Entretanto, esta é uma vitória que deixa um gosto amargo e reflexivo, como já exposto, uma demonstração de que o direito, mesmo que já conquistado, ainda passa por um processo de luta, de construção e convencimento constante que exigem além de técnica, muita força de vontade, especialmente nos momentos de maior dificuldade, como particularmente foi este caso para mim.
Na época do caso meu irmão que era o advogado responsável pelo caso tinha acabado de falecer e eu me deparei com esse caso de dificuldade ímpar sem conhecer quase nada de Direito Previdenciário na época, perdido em meio de centenas de processos que eu teria que cuidar e administrar de uma hora para outra sem ter ninguém para me socorrer. Cheguei a escutar conselhos de supostos advogados mais experientes que era uma causa perdida, que não valeria a pena recorrer.
Era um simples processo de juizado mesmo…
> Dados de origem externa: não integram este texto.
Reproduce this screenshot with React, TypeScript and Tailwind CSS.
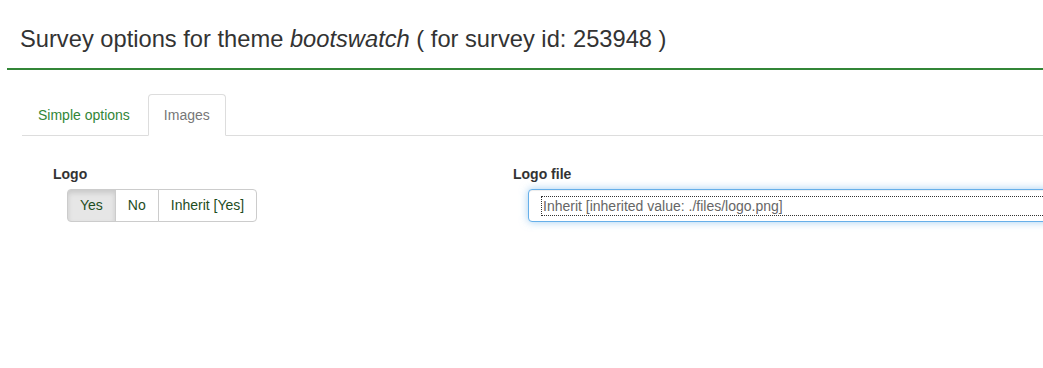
export default function App() {
  return (
    <div className="min-h-[368px] w-[1043px] overflow-hidden bg-white text-[14px] text-[#333] font-['Liberation_Sans',Arial,sans-serif]">
      <div className="pl-[7px]">
        <div className="border-b-2 border-[#328637] pl-[13px] pt-[26px] pb-[16px] w-[1100px]">
          <h1 className="text-[23.7px] leading-[26px] text-[#333]">
            Survey options for theme <em>bootswatch</em> ( for survey id: 253948 )
          </h1>
        </div>
      </div>

      <div className="pl-[22px] pt-[24px]">
        <ul className="flex border-b border-[#ddd] w-[1100px]">
          <li className="mr-[2px] -mb-px">
            <a className="block px-[15px] py-[10px] leading-[20px] text-[#328637] border border-transparent rounded-t-[4px]">
              Simple options
            </a>
          </li>
          <li className="-mb-px">
            <a className="block px-[15px] py-[10px] leading-[20px] text-[#777] bg-white border border-[#ddd] border-b-transparent rounded-t-[4px]">
              Images
            </a>
          </li>
        </ul>
      </div>

      <div className="flex pl-[38px] pt-[28px]">
        <div className="w-[460px] shrink-0 px-[15px]">
          <label className="block font-bold leading-[20px] mb-[5px]">Logo</label>
          <div className="ml-[14px] inline-flex h-[33px]">
            <button className="px-[12px] text-[#1e4d1e] bg-[#e6e6e6] border border-[#ccc] rounded-l-[4px] shadow-[inset_0_3px_5px_rgba(0,0,0,0.125)]">
              Yes
            </button>
            <button className="px-[12px] -ml-px text-[#1e4d1e] bg-white border border-[#ccc]">
              No
            </button>
            <button className="px-[12px] -ml-px text-[#1e4d1e] bg-white border border-[#ccc] rounded-r-[4px]">
              Inherit [Yes]
            </button>
          </div>
        </div>
        <div className="shrink-0 px-[15px]">
          <label className="block font-bold leading-[20px] mb-[5px]">Logo file</label>
          <div className="ml-[15px] h-[33px] w-[700px] rounded-[4px] border border-[#66afe9] bg-white shadow-[inset_0_1px_1px_rgba(0,0,0,0.075),0_0_8px_rgba(102,175,233,0.6)] flex items-center px-[12px]">
            <div className="flex-1 border border-dotted border-[#333] h-[20px] leading-[18px] pl-px text-[#666]">
              Inherit [inherited value: ./files/logo.png]
            </div>
          </div>
        </div>
      </div>
    </div>
  );
}
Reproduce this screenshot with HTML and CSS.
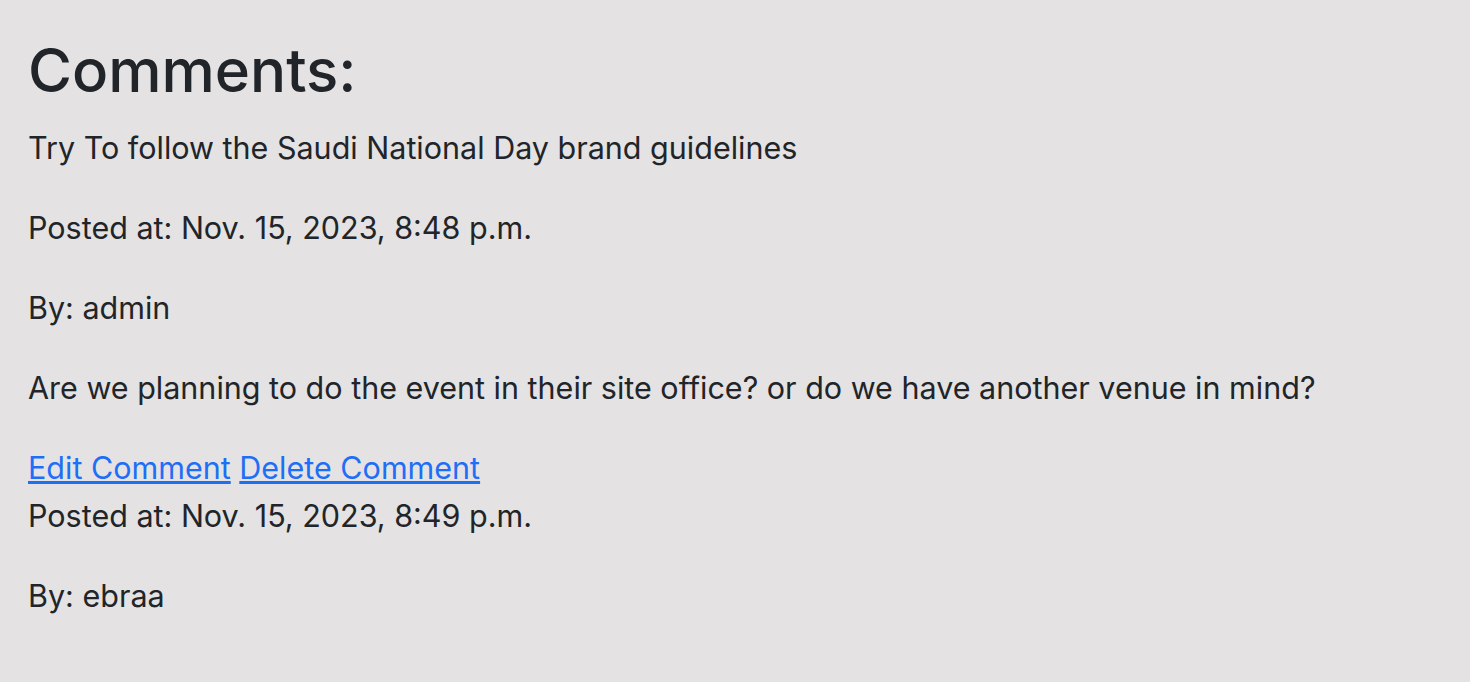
FILE: index.html
```html
<!DOCTYPE html>
<html lang="en">
<head>
<meta charset="utf-8">
<title>Comments</title>
<link rel="stylesheet" href="styles.css">
</head>
<body>
<main class="page">
  <h1 class="title">Comments:</h1>
  <p class="text">Try To follow the Saudi National Day brand guidelines</p>
  <p class="text">Posted at: Nov. 15, 2023, 8:48 p.m.</p>
  <p class="text">By: admin</p>
  <p class="text">Are we planning to do the event in their site office? or do we have another venue in mind?</p>
  <a class="link" href="#">Edit Comment</a> <a class="link" href="#">Delete Comment</a>
  <p class="text">Posted at: Nov. 15, 2023, 8:49 p.m.</p>
  <p class="text">By: ebraa</p>
</main>
</body>
</html>
```
FILE: styles.css
```css
html, body {
  margin: 0;
  padding: 0;
  background: #e4e2e3;
}
body {
  font-family: Inter, "Noto Sans", sans-serif;
  color: #212529;
  font-size: 30.5px;
  line-height: 48px;
}
.page {
  padding: 34px 28px;
}
.title {
  margin: 0 0 18px;
  font-size: 60px;
  line-height: 72px;
  font-weight: 500;
}
.text {
  margin: 0 0 32px;
}
.link {
  color: #1f6ef6;
  text-decoration: underline;
}
```
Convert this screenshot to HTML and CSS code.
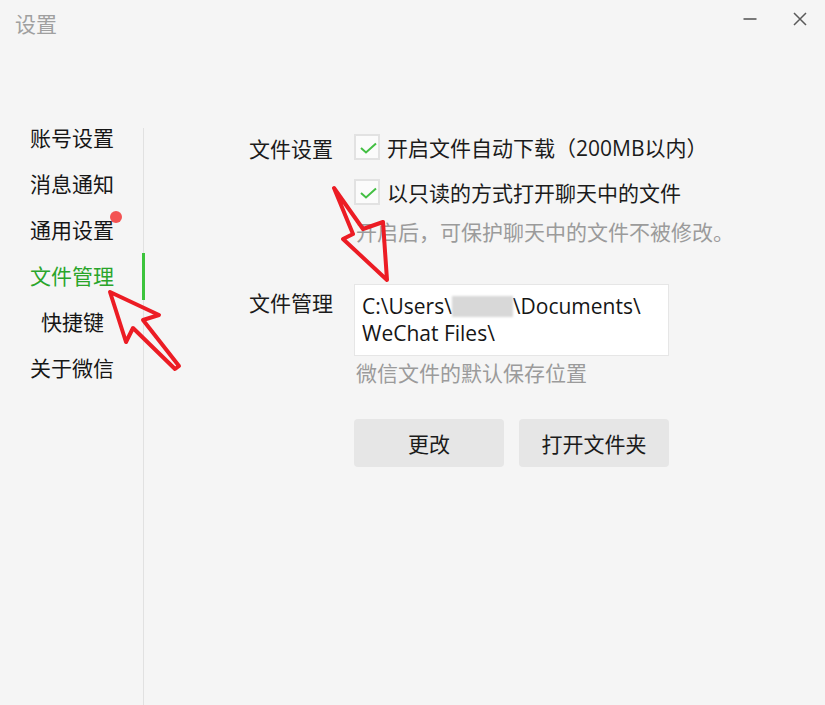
FILE: index.html
```html
<!DOCTYPE html>
<html lang="zh-CN">
<head>
<meta charset="utf-8">
<title>设置</title>
<link rel="stylesheet" href="styles.css">
</head>
<body>
<div class="window">
  <header class="titlebar">
    <span class="title">设置</span>
    <div class="controls">
      <svg class="ctl" width="14" height="14" viewBox="0 0 14 14"><line x1="0.5" y1="7" x2="13.5" y2="7" stroke="#5a5a5a" stroke-width="1.6"/></svg>
      <svg class="ctl" width="14" height="14" viewBox="0 0 14 14"><path d="M1 1 L13 13 M13 1 L1 13" stroke="#5a5a5a" stroke-width="1.5" fill="none"/></svg>
    </div>
  </header>
  <div class="main">
    <nav class="sidebar">
      <div class="nav-item">账号设置</div>
      <div class="nav-item">消息通知</div>
      <div class="nav-item"><span class="dot-wrap">通用设置</span></div>
      <div class="nav-item active">文件管理</div>
      <div class="nav-item indent">快捷键</div>
      <div class="nav-item">关于微信</div>
    </nav>
    <section class="content">
      <div class="row">
        <div class="label label-top">文件设置</div>
        <div class="field">
          <div class="check">
            <span class="box"><svg width="22" height="22" viewBox="0 0 22 22"><polyline points="5,12 10,16.5 20,7.5" fill="none" stroke="#43bf43" stroke-width="2"/></svg></span>
            <span>开启文件自动下载（200MB以内）</span>
          </div>
          <div class="check second">
            <span class="box"><svg width="22" height="22" viewBox="0 0 22 22"><polyline points="5,12 10,16.5 20,7.5" fill="none" stroke="#43bf43" stroke-width="2"/></svg></span>
            <span>以只读的方式打开聊天中的文件</span>
          </div>
          <p class="hint hint-first">开启后，可保护聊天中的文件不被修改。</p>
        </div>
      </div>
      <div class="row file-row">
        <div class="label label-file">文件管理</div>
        <div class="field">
          <div class="path">C:\Users\<span class="blur"></span>\Documents\<br>WeChat Files\</div>
          <p class="hint">微信文件的默认保存位置</p>
          <div class="buttons">
            <button class="btn">更改</button>
            <button class="btn">打开文件夹</button>
          </div>
        </div>
      </div>
    </section>
  </div>
  <svg class="annotations" width="825" height="705" viewBox="0 0 825 705">
    <polygon points="110,292 159,315 143,320 179,366 175,369 133,328 126,342" fill="none" stroke="#ec1c24" stroke-width="4" stroke-linejoin="round"/>
    <polygon points="334,188 363,229 383,222 387,280 343,239 353,234" fill="none" stroke="#ec1c24" stroke-width="4" stroke-linejoin="round"/>
  </svg>
</div>
</body>
</html>
```
FILE: styles.css
```css
* { box-sizing: border-box; }
html, body { margin: 0; padding: 0; }
body {
  background: #f5f5f5;
  font-family: "Open Sans", "Noto Sans CJK SC", sans-serif;
  color: #1b1b1b;
}
.window {
  position: relative;
  width: 825px;
  height: 705px;
  overflow: hidden;
  background: #f5f5f5;
  display: flex;
  flex-direction: column;
}
.titlebar {
  height: 128px;
  display: flex;
  align-items: flex-start;
  justify-content: space-between;
  padding: 9px 18px 0 15px;
}
.title {
  font-size: 21px;
  line-height: 30px;
  color: #a0a0a0;
}
.controls {
  display: flex;
  gap: 36px;
  padding-top: 3px;
}
.ctl { display: block; }
.main {
  flex: 1;
  display: flex;
}
.sidebar {
  width: 144px;
  border-right: 1px solid #e1e1e1;
  padding-left: 30px;
  display: flex;
  flex-direction: column;
  gap: 26px;
}
.nav-item {
  position: relative;
  font-size: 21px;
  line-height: 20px;
  color: #161616;
}
.nav-item.indent { padding-left: 11px; }
.nav-item.active { color: #2aa52a; }
.nav-item.active::after {
  content: "";
  position: absolute;
  right: -2px;
  top: -13px;
  width: 3px;
  height: 47px;
  background: #3cc43c;
}
.dot-wrap { position: relative; }
.dot-wrap::after {
  content: "";
  position: absolute;
  left: 80px;
  top: -5px;
  width: 12px;
  height: 12px;
  border-radius: 50%;
  background: #f35353;
}
.content {
  flex: 1;
  padding: 6px 0 0 105px;
}
.row { display: flex; }
.label {
  width: 105px;
  flex: none;
  font-size: 21px;
  line-height: 26px;
}
.label-top { padding-top: 2px; }
.label-file { padding-top: 5px; line-height: 28px; }
.file-row { margin-top: 39px; }
.field { display: flex; flex-direction: column; }
.check {
  display: flex;
  align-items: center;
  gap: 7px;
  height: 26px;
  font-size: 21px;
}
.check.second { margin-top: 19px; }
.box {
  width: 26px;
  height: 26px;
  border: 2px solid #e2e2e2;
  background: #fbfbfb;
  display: flex;
  align-items: center;
  justify-content: center;
}
.box svg { display: block; }
.hint {
  margin: 4px 0 0;
  padding-left: 2px;
  font-size: 21px;
  line-height: 26px;
  color: #9b9b9b;
}
.hint-first { margin-top: 14px; }
.path {
  width: 315px;
  height: 72px;
  border: 1px solid #e6e6e6;
  background: #ffffff;
  padding: 8px 7px;
  font-size: 21px;
  line-height: 27px;
  color: #161616;
  white-space: nowrap;
}
.blur {
  display: inline-block;
  width: 61px;
  height: 21px;
  vertical-align: -3px;
  background: #d8d8d8;
  filter: blur(1.2px);
}
.buttons {
  display: flex;
  gap: 15px;
  margin-top: 33px;
}
.btn {
  width: 150px;
  height: 48px;
  border: none;
  border-radius: 4px;
  background: #e6e6e6;
  font-family: "Open Sans", "Noto Sans CJK SC", sans-serif;
  font-size: 21px;
  color: #1b1b1b;
  padding: 0;
}
.annotations {
  position: absolute;
  left: 0;
  top: 0;
  pointer-events: none;
}
```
Mas eu não desisti, acreditei em mim, nas minhas pesquisas e fui pra luta. Primeiro entrei com Embargos de Declaração pedindo esclarecimentos do Acórdão da Turma Recursal, que manteve o entendimento de primeiro grau do juiz que entendi que ainda era preciso demonstrar a qualidade de chefe e arrimo familiar da mulher, isso em 2016 e a Sentença datava de 2011.
Vejam que em pleno 2016 a Constituição Federal de 1988 ainda não estava sendo aplicada devidamente.
Nesta época os Juizados Especiais Federais não eram tão eficientes, assim como suas Turmas Recursais, mas isso não implicou numa melhoria na qualidade das decisões como poderíamos supor hoje, infelizmente isso parece ser um problema sistemico.
Voltando a história… depois dos Embargos que foram sumariamente negados, tive que elaborar um Recurso Extraordinário. Nessa época eu ainda era esperançoso e no mesmo ato fiz um pedido de reconsideração para o juízo, que provavelmente, nunca foi sequer lido.
Em 2018, o processo retornou do STF com o Recurso Extraordinário provido garantindo a aplicação da Constituição que previa isonomia de tratamento entre homens e mulheres, simples não é mesmo?
No final do processo os valores recebidos ultrapassaram a casa dos duzentos mil reais, além de conseguir todos os benefícios em atraso consegui retroagir ainda 5 anos anteriores ao óbito, uma vez que a legislação da época previa a concessão do benefício a partir da morte do segurado e não a partir do requerimento.
Infelizmente o meu cliente nesta época já estava muito idoso, com a saúde debilitada e recebeu poucos meses de benefício antes de falecer. Uma pena a Justiça ter demorado tanto para acontecer, como dizem, tardar também é falhar. Espero que estes valores tenham pelo menos tenha aliviado as suas dificuldades no final da vida, garantindo a ele e a sua família um pouco mais de conforto e pelo menos a sensação de vitória na justiça depois de tanta batalha.
Apesar de tudo isso, acredite no ideal de justiça a ponto de superar todas opiniões contrárias e a descrença. Lutar em um cenário em que todas as chances estão desfavoráveis e especialmente contra todas as barreiras impostas pelos tribunais.
Acima de tudo, o advogado deve acreditar em si mesmo, na sua visão e interpretação, construir e lutar pelo direito de seus clientes em uma busca silenciosa cuja maior recompensa é participar da transformação do direito.